Stored data:
══════════

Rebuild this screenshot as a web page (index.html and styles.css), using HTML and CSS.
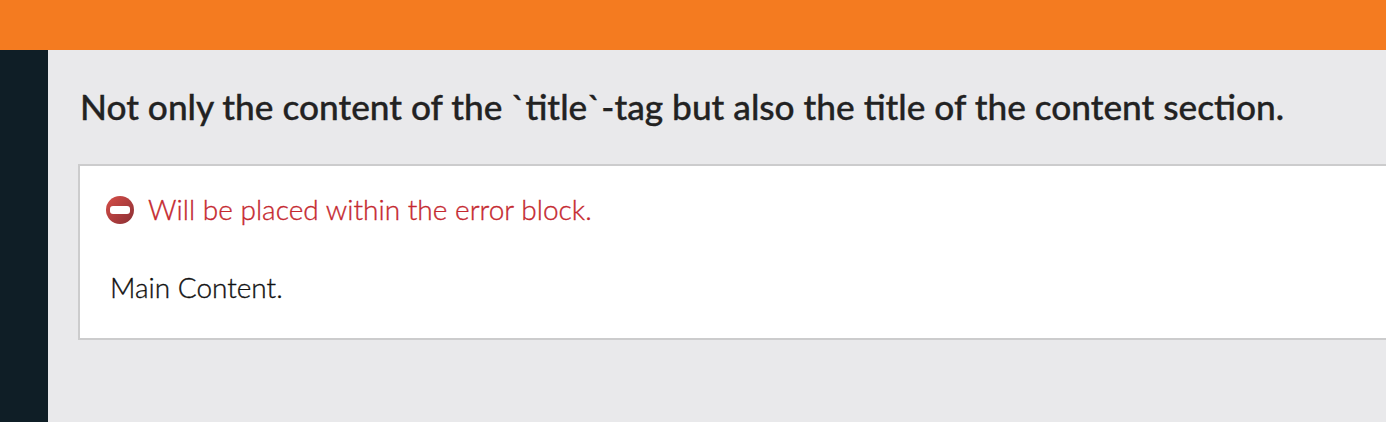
FILE: index.html
```html
<!DOCTYPE html>
<html lang="en">
<head>
<meta charset="utf-8">
<title>Content section</title>
<link rel="stylesheet" href="styles.css">
</head>
<body>
<header class="topbar"></header>
<div class="layout">
<nav class="sidebar"></nav>
<main class="content">
<h1 class="title">Not only the content of the `title`-tag but also the title of the content section.</h1>
<section class="panel">
<div class="error">
<svg class="error-icon" viewBox="0 0 28 28"><defs><linearGradient id="g" x1="0" y1="0" x2="1" y2="1"><stop offset="0.1" stop-color="#cf4b46"/><stop offset="0.9" stop-color="#923236"/></linearGradient></defs><circle cx="14" cy="14" r="14" fill="url(#g)"/><rect x="4" y="10" width="20" height="8" rx="3" fill="#fff"/></svg>
<span class="error-text">Will be placed within the error block.</span>
</div>
<p class="main-text">Main Content.</p>
</section>
</main>
</div>
</body>
</html>
```

FILE: styles.css
```css
* { box-sizing: border-box; }
body { margin: 0; height: 422px; overflow: hidden; display: flex; flex-direction: column; background: #e9e9eb; font-family: Lato, sans-serif; color: #222; }
.topbar { height: 50px; background: #f47b20; flex: none; }
.layout { flex: 1; display: flex; }
.sidebar { width: 48px; background: #0f1e26; flex: none; }
.content { flex: 1; padding: 35px 0 0 30px; min-width: 0; }
.title { margin: 0 0 35px 2px; font-size: 35.25px; line-height: 44px; font-weight: 500; white-space: nowrap; -webkit-text-stroke: 0.35px currentColor; }
.panel { height: 176px; border: 2px solid #cccccd; border-right: 0; background: #fff; padding: 24px 0 0 26px; }
.error { display: flex; align-items: center; height: 40px; gap: 14px; color: #c5282f; }
.error-icon { width: 28px; height: 28px; }
.error-text, .main-text { font-size: 28px; line-height: 38px; font-weight: 300; white-space: nowrap; -webkit-text-stroke: 0.35px currentColor; }
.error-text { margin-top: -2px; letter-spacing: 0.02px; }
.main-text { margin: 38px 0 0 4px; color: #111; }
```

══════════

Instruction: Leave the pictures out and copy the rest of the data exactly.

Response to the task:
Rebuild this screenshot as a web page (index.html and styles.css), using HTML and CSS.
FILE: index.html
```html
<!DOCTYPE html>
<html lang="en">
<head>
<meta charset="utf-8">
<title>Content section</title>
<link rel="stylesheet" href="styles.css">
</head>
<body>
<header class="topbar"></header>
<div class="layout">
<nav class="sidebar"></nav>
<main class="content">
<h1 class="title">Not only the content of the `title`-tag but also the title of the content section.</h1>
<section class="panel">
<div class="error">
<svg class="error-icon" viewBox="0 0 28 28"><defs><linearGradient id="g" x1="0" y1="0" x2="1" y2="1"><stop offset="0.1" stop-color="#cf4b46"/><stop offset="0.9" stop-color="#923236"/></linearGradient></defs><circle cx="14" cy="14" r="14" fill="url(#g)"/><rect x="4" y="10" width="20" height="8" rx="3" fill="#fff"/></svg>
<span class="error-text">Will be placed within the error block.</span>
</div>
<p class="main-text">Main Content.</p>
</section>
</main>
</div>
</body>
</html>
```

FILE: styles.css
```css
* { box-sizing: border-box; }
body { margin: 0; height: 422px; overflow: hidden; display: flex; flex-direction: column; background: #e9e9eb; font-family: Lato, sans-serif; color: #222; }
.topbar { height: 50px; background: #f47b20; flex: none; }
.layout { flex: 1; display: flex; }
.sidebar { width: 48px; background: #0f1e26; flex: none; }
.content { flex: 1; padding: 35px 0 0 30px; min-width: 0; }
.title { margin: 0 0 35px 2px; font-size: 35.25px; line-height: 44px; font-weight: 500; white-space: nowrap; -webkit-text-stroke: 0.35px currentColor; }
.panel { height: 176px; border: 2px solid #cccccd; border-right: 0; background: #fff; padding: 24px 0 0 26px; }
.error { display: flex; align-items: center; height: 40px; gap: 14px; color: #c5282f; }
.error-icon { width: 28px; height: 28px; }
.error-text, .main-text { font-size: 28px; line-height: 38px; font-weight: 300; white-space: nowrap; -webkit-text-stroke: 0.35px currentColor; }
.error-text { margin-top: -2px; letter-spacing: 0.02px; }
.main-text { margin: 38px 0 0 4px; color: #111; }
```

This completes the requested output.